While not a very common name, Achilles is surprisingly climbing up the ranks. It first popped up in the charts in 2015, debuting at number 968, after decades of obscurity. It looks like this name may be overcoming its own weaknesses. Could it one day reach the top of the charts?


The musical name of Harmony comes from the Greek word harmonia, but the word is also the name of a goddess. Harmonia is a lesser-known goddess in Greek mythology, although her parents are better known. She was the daughter of Ares and Aphrodite by one account, although in other stories she is the daughter of Zeus and Electra. 

While we associate the word "harmony" with music these days, in mythology Harmonia was the personification of the order of the universe. Her wedding to Cadmus ended in tragedy, and was the end of the golden age of myth. It was the last time that the gods and mortals were said to have gathered on good terms.

While Harmonia isn't really used as a name in modern times, Harmony first appeared on the baby name charts in the 1970s. It never really caught on, dropping out of the rankings in the 1980s, but has seen a slow revival since the 1990s. While still not very common, this name is gradually gaining traction and may soon become more widely used.


The legend of the Trojan War has given us a lot of incredible baby names. One of these names is Hector, the Latin form of the Greek name Hektor which means "holding fast." During the Trojan War, Hector fought for the Trojans and killed Patroclus, the best friend of the Greek hero Achilles. Devastated by his friend's death, Achilles slayed Hector, tied his body to a chariot, and dragged Hector behind it. While the name's Greek legacy is a little grim, it's not the only time the name pops up on legendary tales. According to Arthurian legend, King Arthur's foster father was named Hector.

The name is also an Anglicized version of the Gaelic name Eachann which comes from the words for "horse" and "brown." While the name is not very common in the United States, there are some other areas of the world where it is incredibly popular. Hector is used in France and the U.K. In Catalonia, Spain, and Chile, the name is in the top 100 names for baby boys.


Ariadne is comprised of two Greek elements. It comes from the word "ari" meaning "most," and "adnos" meaning "holy." The mythological Ariadne was a princess, the daughter of King Minos who fell in love with the Athenian hero Theseus. 

Theseus defeated the Minotaur, a creature that was half bull and half man that was trapped in the Labyrinth, a maze from which most people would not have been able to escape. With Ariadne's help, Theseus was able to find his way out of the Labyrinth, but Ariadne was poorly repaid. After she helped him, Theseus abandoned the princess, leaving her brokenhearted. In some versions of the story, Ariadne hangs herself, but other retellings have her abandoned on an island by Theseus. In these tales, Ariadne is rescued by the god Dionysus and marries him.

Ariadne would go on to be immortalized by various artists, appearing in many paintings and poems. Richard Stauss' opera, Ariadne auf Naxos is based on the tale of Ariadne.
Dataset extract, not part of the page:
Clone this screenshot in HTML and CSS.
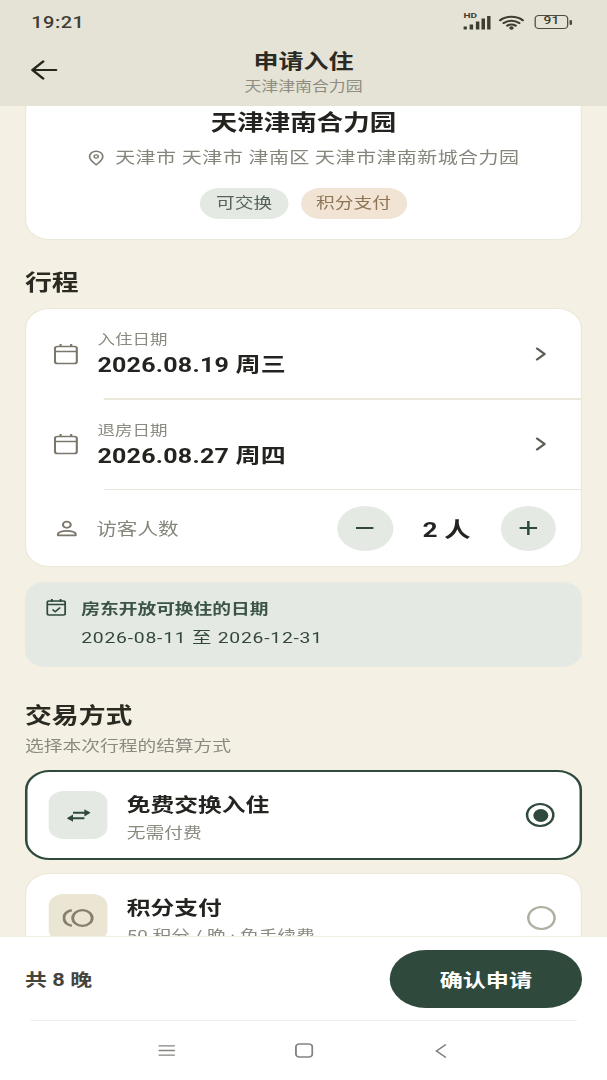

Sibyl, a prophetess in Greek legend who was also known as Sibylla, was an ancient figure even by ancient Greek standards. By the 4th century B.C., the tale of this legendary woman had become a myth among the ancient Greeks, but the name itself survived. 

Oracles who made prophecies were all given the title of sibyl. Sibyls were also respected by the Romans and were even revered as prophetesses by early Christians. As sibyls were respected in Christian tradition, the name became popular in the Middle Ages, although it eventually fell out of fashion. 

By the 19th century, the name had been revived, fading in and out of style for the next century. By the late 1920s, the name was again on its way out and has yet to reemerge as a popular baby name, although we predict it will only be a matter of time before it again comes into common use.


The name Damon comes from the Greek word "damazo" which means "to tame." In Greek mythology, Damon was the best friend of a man named Pythias. The two friends were so devoted to each other that, when Pythias was condemned to death for plotting the death of Dionysius I of Syracuse, Damon volunteered to take his place so that Pythias could temporarily go free. 

Dionysius expected that Pythias would flee and that Damon would be executed in his place, but Pythias returned in time to save Damon's life. Dionysius was so touched by the devotion of the two friends that he granted Pythias a full pardon for his crimes.

In spite of this heartwarming tale of friendship, the name Damon didn't really come into use in the English language until the 20th century. The name almost broke into the top 100 names for boys in the 1970s, but never quite made it, although it has remained in the top 500 since then.


The name Thalia is derived from the Greek word "thallo" which means "to blossom." It is the modern form of the ancient Greek version of the name, Thaleia. Thalia pops up a couple of times in Greek mythology, although she is not one of the better-known goddesses. 

Thalia was one of the nine Muses, a group of sisters who were the goddesses of the arts. Thalia was the Muse of comedy and pastoral poetry. Thalia was also the name of one of the Greek Charites, or Graces, who were worshiped as goddesses of fertility.

With such powerful goddesses bearing the name, it's hard to believe that the name Thalia isn't more widely used. The name popped onto the charts in 1992, coming in at 750, and has struggled to gain traction since then. It's slightly more popular in France, although it has barely broken into the top 300 there.


A figure in both Greek and Roman mythology, Maia was one of the Pleiades, a cluster of stars in the Taurus constellation. The Pleiades were the daughters of two other deities, Atlas and Pleione. Maia was the oldest of her sisters. She had a relationship with Zeus, the ruler of the gods, and together they fathered the god Hermes. Maia was also the name of a Roman divinity, who is also known by the name Majesta. She is sometimes thought to be the wife of the god Vulcan.

Maia remains a fairly uncommon name in most of the world, although it is popular in New Zealand and Croatia. While this variation isn't very often used, there is a far more common version of the name. Maya is popular around the world, ranking in the top 100 names for girls in the U.S., Australia, Belgium, Canada, England, Wales, France, Ireland, Italy, Norway, and Scotland.